Este comboio fazia a ligação entre Pedreanes e São Martinho do Porto, numa extensão de 36 km, passando em frente da Real Fábrica dos Vidros e do edifício da Fábrica da Resinagem. Para São Martinho transportava os produtos do Pinhal para embarque e, de retorno, trazia, da Martingança, areia e calcário para a Fábrica dos Vidros e pedra e cal para construção de estradas.

O comboio era constituído por nove vagões de carga, transportando cada um 4500 kg, e um de passageiros. Nas subidas era puxado por bois e nas descidas o seu próprio peso fazia com que se deslocasse por si, por vezes velozmente.

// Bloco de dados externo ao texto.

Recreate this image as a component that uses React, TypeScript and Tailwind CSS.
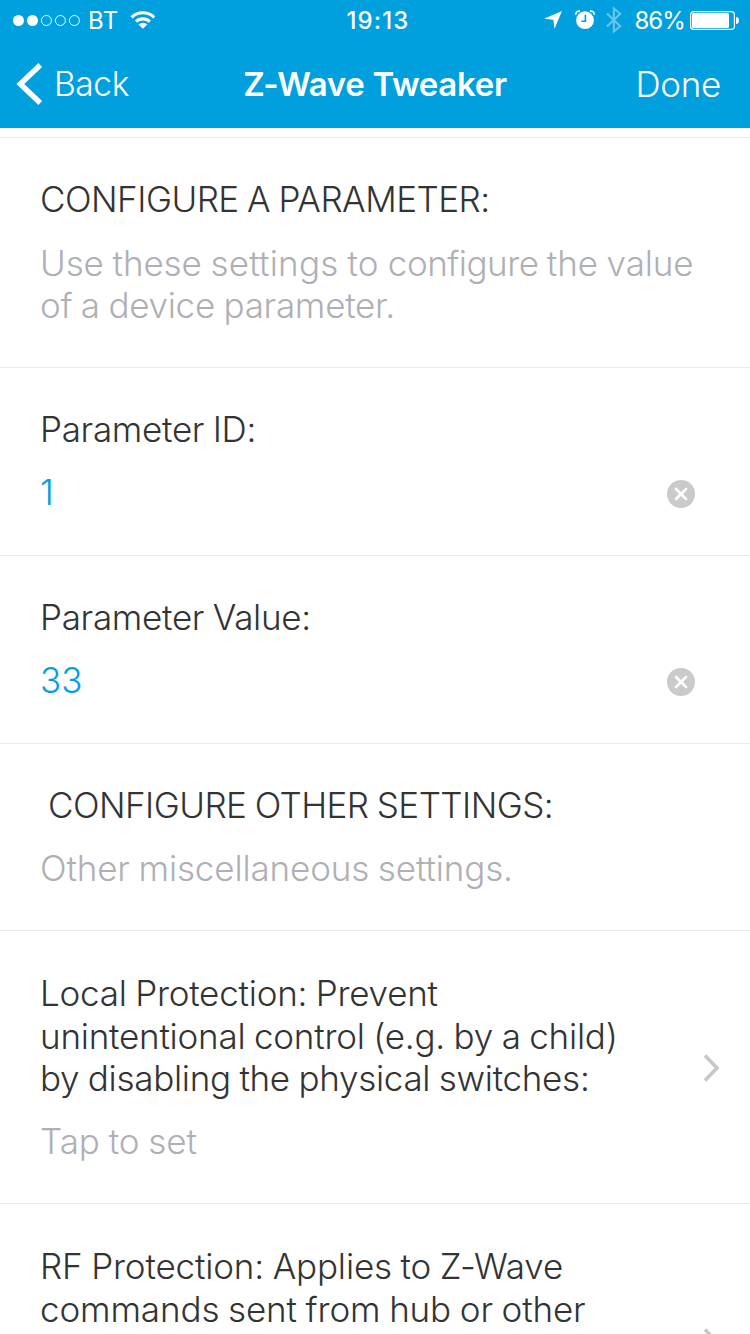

Para além das principais estações, Pedreanes e S. Martinho do Porto, havia também estações na Marinha Grande, Martingança, Valado e Mouchinha, para muda e descanso dos animais.

A circulação deste comboio fazia-se todos os dias úteis da semana. Demorava de Pedreanes a S. Martinho do Porto cerca de seis horas e no sentido inverso oito horas. Deixou de pertencer à Administração das Matas em 1866, passando a pertencer à Direcção das Obras Públicas do Distrito de Leiria.

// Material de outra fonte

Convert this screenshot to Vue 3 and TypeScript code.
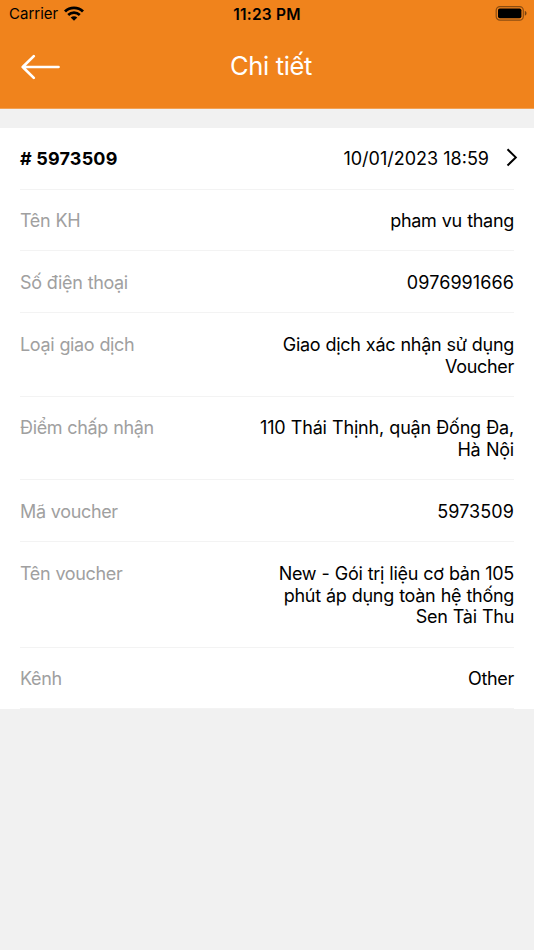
<script setup lang="ts">
interface DetailRow {
  label: string
  lines: string[]
  tone?: 'numeric' | 'address'
}

const rows: DetailRow[] = [
  { label: 'Tên KH', lines: ['pham vu thang'] },
  { label: 'Số điện thoại', lines: ['0976991666'], tone: 'numeric' },
  { label: 'Loại giao dịch', lines: ['Giao dịch xác nhận sử dụng', 'Voucher'] },
  { label: 'Điểm chấp nhận', lines: ['110 Thái Thịnh, quận Đống Đa,', 'Hà Nội'], tone: 'address' },
  { label: 'Mã voucher', lines: ['5973509'], tone: 'numeric' },
  { label: 'Tên voucher', lines: ['New - Gói trị liệu cơ bản 105', 'phút áp dụng toàn hệ thống', 'Sen Tài Thu'] },
  { label: 'Kênh', lines: ['Other'] },
]
</script>

<template>
  <main class="screen">
    <header class="header">
      <div class="status">
        <div class="network">
          <span class="carrier">Carrier</span>
          <svg class="wifi" width="20" height="15" viewBox="0 0 20 15" aria-hidden="true">
            <path d="M1 5.5C5.9 .7 14.1 .7 19 5.5" fill="none" stroke="#000" stroke-width="2.9" />
            <path d="M4.2 8.9C7.5 5.8 12.5 5.8 15.8 8.9" fill="none" stroke="#000" stroke-width="2.7" />
            <path d="M6.7 11.5C8.6 9.7 11.4 9.7 13.3 11.5L10 14.8Z" fill="#000" />
          </svg>
        </div>
        <time class="clock">11:23 PM</time>
        <svg class="battery" width="32" height="15" viewBox="0 0 32 15" aria-hidden="true">
          <rect x=".2" y=".6" width="27.1" height="13.5" rx="3.7" fill="none" stroke="#000" stroke-opacity=".42" stroke-width="1.2" />
          <rect x="2" y="2.4" width="23.4" height="9.9" rx="1.8" fill="#000" />
          <path d="M28.8 5.1C31.1 5.7 31.1 9 28.8 9.7Z" fill="#000" fill-opacity=".5" />
        </svg>
      </div>
      <nav class="navbar">
        <button class="back" type="button" aria-label="Quay lại">
          <svg width="40" height="26" viewBox="0 0 40 26" aria-hidden="true">
            <path d="M13.8 2.1L2.7 13L13.8 23.9M2.7 13H38.5" fill="none" stroke="#fff" stroke-width="2.7" stroke-linecap="round" stroke-linejoin="round" />
          </svg>
        </button>
        <h1 class="title">Chi tiết</h1>
      </nav>
    </header>

    <section class="card">
      <div class="row summary">
        <strong class="code"># 5973509</strong>
        <div class="date">
          <span>10/01/2023 18:59</span>
          <svg class="chevron" width="12" height="20" viewBox="0 0 12 20" aria-hidden="true">
            <path d="M1.5 1.3L9.8 9.4L1.5 17.5" fill="none" stroke="#000" stroke-width="2" />
          </svg>
        </div>
      </div>
      <div v-for="row in rows" :key="row.label" class="row">
        <span class="label">{{ row.label }}</span>
        <div class="value" :class="row.tone">
          <div v-for="line in row.lines" :key="line">{{ line }}</div>
        </div>
      </div>
    </section>
  </main>
</template>

<style>
body {
  background: #f1f1f1;
}
</style>

<style scoped>
.screen {
  min-height: 950px;
  background: #f1f1f1;
  color: #000;
  font-family: Inter, "Noto Sans", sans-serif;
}

.header {
  box-sizing: border-box;
  height: 109px;
  background: #f0831c;
  border-bottom: 1px solid #f2a153;
}

.status {
  display: grid;
  grid-template-columns: 1fr auto 1fr;
  align-items: center;
  height: 28px;
  padding: 0 6px 0 9px;
  font-size: 15px;
}

.network {
  display: flex;
  align-items: center;
  gap: 6px;
}

.carrier {
  margin-bottom: 2px;
}

.wifi {
  margin-bottom: 2px;
}

.clock {
  margin-right: 3px;
  font-size: 15.5px;
  font-weight: 600;
  letter-spacing: 0.2px;
}

.battery {
  justify-self: end;
  margin-bottom: 2px;
  overflow: visible;
}

.navbar {
  display: grid;
  grid-template-columns: 60px 1fr 60px;
  align-items: center;
  height: 78px;
}

.back {
  display: flex;
  padding: 0 0 0 20px;
  border: 0;
  background: none;
}

.title {
  margin: -4px 0 0;
  padding-left: 8px;
  color: #fff;
  font-size: 25.5px;
  font-weight: 400;
  letter-spacing: -0.35px;
  text-align: center;
}

.card {
  margin-top: 19px;
  padding: 0 20px;
  background: #fff;
}

.row {
  display: flex;
  justify-content: space-between;
  padding: 20.5px 0 18.5px;
  border-bottom: 1px solid #f3f3f3;
  font-size: 18px;
  line-height: 21.8px;
}

.summary {
  padding: 19.6px 0 19.3px;
}

.code {
  font-weight: 700;
  letter-spacing: 0.18px;
}

.date {
  display: flex;
  align-items: center;
  gap: 17px;
  margin-right: -4px;
}

.label {
  color: #a0a0a0;
  letter-spacing: -0.36px;
  word-spacing: 0.5px;
}

.value {
  letter-spacing: -0.3px;
  word-spacing: 0.5px;
  text-align: right;
  white-space: nowrap;
}

.numeric {
  letter-spacing: 0.08px;
}

.address {
  letter-spacing: -0.2px;
}
</style>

Os “hiates”, que complementavam o transporte dos produtos do Pinhal a partir de S. Martinho por via marítima, designados “Marinha Grande” e “Valado”, foram vendidos em 1867.

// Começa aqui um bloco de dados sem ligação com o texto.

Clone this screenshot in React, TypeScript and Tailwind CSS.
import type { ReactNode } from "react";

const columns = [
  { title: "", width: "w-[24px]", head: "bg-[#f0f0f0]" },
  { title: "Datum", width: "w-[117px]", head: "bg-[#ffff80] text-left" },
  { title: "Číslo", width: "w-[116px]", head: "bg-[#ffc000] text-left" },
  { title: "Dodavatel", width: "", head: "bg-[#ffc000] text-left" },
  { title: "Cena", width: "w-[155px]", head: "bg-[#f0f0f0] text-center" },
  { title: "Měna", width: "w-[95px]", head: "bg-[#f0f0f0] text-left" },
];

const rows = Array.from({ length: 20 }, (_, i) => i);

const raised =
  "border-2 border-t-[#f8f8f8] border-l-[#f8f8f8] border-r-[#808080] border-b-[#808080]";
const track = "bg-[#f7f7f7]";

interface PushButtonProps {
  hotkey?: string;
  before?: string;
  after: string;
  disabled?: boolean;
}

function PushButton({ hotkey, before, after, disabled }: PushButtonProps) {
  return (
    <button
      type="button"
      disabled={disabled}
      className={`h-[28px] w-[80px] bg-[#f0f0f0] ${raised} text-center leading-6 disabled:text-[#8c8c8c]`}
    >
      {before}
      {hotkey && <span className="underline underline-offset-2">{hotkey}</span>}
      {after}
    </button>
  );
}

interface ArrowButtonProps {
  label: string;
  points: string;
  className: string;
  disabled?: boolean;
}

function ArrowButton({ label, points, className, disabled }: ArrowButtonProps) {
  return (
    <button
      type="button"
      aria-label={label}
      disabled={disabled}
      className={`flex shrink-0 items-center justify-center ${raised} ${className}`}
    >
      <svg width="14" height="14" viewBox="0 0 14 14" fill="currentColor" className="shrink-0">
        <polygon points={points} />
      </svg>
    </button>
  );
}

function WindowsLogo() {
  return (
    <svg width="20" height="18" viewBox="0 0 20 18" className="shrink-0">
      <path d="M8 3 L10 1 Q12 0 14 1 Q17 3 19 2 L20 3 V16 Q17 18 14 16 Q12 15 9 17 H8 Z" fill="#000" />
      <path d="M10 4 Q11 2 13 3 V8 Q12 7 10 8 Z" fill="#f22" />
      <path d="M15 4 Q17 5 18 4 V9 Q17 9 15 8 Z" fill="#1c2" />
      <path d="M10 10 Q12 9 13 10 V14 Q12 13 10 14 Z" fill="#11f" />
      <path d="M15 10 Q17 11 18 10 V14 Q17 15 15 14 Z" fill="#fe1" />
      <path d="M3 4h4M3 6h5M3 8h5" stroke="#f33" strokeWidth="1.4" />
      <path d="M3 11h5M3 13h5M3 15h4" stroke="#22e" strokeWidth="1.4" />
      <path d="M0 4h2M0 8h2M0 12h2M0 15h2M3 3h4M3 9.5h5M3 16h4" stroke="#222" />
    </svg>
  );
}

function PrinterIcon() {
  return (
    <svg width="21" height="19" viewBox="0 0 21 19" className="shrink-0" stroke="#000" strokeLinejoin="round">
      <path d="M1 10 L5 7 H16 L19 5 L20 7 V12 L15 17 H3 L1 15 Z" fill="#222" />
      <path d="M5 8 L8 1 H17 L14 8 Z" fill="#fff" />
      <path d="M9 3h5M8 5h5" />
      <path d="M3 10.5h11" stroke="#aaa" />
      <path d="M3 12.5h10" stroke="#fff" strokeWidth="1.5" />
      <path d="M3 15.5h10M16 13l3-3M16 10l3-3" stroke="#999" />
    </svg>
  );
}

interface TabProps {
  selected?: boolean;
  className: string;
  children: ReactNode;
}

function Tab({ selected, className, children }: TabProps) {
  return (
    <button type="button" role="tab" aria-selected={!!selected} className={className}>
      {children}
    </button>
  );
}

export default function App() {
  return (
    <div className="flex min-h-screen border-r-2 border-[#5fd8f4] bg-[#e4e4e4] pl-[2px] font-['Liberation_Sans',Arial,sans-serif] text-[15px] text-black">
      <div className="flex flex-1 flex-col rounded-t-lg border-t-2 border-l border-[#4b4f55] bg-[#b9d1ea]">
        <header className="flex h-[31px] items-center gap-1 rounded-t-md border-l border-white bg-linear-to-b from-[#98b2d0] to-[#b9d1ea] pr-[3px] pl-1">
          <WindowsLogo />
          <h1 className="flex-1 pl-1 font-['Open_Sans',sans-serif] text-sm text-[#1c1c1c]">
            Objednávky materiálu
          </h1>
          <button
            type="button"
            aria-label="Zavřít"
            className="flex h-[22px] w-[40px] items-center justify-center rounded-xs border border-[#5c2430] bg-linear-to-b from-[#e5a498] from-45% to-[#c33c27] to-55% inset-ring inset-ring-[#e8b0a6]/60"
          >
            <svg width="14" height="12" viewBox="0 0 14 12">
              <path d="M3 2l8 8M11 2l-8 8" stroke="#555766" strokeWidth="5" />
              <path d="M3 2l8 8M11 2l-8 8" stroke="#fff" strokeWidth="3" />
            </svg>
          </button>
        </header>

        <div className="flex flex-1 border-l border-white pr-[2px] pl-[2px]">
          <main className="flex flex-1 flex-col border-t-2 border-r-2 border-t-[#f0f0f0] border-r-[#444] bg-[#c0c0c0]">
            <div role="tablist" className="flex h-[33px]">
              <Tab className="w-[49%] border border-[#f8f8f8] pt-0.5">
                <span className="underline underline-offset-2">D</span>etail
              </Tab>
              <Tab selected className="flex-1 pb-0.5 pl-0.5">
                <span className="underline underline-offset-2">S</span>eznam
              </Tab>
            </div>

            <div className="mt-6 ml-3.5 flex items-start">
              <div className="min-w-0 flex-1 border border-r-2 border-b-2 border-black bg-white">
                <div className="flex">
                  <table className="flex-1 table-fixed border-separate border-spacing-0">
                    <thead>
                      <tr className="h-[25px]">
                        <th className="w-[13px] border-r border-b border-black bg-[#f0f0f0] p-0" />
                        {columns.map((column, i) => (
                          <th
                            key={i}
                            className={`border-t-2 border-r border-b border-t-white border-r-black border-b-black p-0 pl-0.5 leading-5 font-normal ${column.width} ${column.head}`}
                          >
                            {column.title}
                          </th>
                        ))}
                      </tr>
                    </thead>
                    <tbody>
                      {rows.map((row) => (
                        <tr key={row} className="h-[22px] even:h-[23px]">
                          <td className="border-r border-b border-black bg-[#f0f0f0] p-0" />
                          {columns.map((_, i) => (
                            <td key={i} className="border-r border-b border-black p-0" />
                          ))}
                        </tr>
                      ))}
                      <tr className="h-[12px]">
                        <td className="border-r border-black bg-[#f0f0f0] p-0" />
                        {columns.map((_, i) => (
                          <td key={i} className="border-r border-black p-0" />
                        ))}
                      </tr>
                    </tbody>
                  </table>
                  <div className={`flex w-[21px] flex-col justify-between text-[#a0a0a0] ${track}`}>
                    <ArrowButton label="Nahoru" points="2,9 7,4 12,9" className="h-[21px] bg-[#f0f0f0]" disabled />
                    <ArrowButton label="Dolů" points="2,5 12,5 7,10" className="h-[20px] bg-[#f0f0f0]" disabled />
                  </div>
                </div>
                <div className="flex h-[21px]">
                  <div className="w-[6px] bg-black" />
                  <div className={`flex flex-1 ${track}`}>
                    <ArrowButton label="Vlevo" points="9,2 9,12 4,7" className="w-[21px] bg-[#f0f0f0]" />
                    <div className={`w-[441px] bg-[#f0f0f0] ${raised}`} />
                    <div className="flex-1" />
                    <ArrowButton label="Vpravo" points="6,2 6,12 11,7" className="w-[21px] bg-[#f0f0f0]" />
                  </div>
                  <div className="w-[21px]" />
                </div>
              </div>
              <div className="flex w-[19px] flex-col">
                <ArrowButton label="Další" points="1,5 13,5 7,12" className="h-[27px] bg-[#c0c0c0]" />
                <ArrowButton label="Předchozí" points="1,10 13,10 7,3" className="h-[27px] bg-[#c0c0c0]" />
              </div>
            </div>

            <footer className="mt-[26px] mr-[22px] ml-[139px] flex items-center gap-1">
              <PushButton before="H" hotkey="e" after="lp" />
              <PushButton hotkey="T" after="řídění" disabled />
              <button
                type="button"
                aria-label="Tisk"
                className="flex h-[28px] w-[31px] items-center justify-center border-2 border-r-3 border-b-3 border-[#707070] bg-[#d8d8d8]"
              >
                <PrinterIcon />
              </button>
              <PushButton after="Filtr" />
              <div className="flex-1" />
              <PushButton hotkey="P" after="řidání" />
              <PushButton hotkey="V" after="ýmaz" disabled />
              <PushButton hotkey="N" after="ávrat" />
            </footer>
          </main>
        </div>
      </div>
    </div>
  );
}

Em 1885, com o início da construção da Linha de Caminho-de-ferro do Oeste, que aproveitou parte do traçado existente, o Comboio Americano foi desactivado.

A estação principal, em Pedreanes, mantém-se em posse do Estado, enquanto a estação de S. Martinho do Porto, há muito propriedade privada, está presentemente em processo de remodelação.

Em 1888 chegariam à Marinha Grande os comboios a vapor.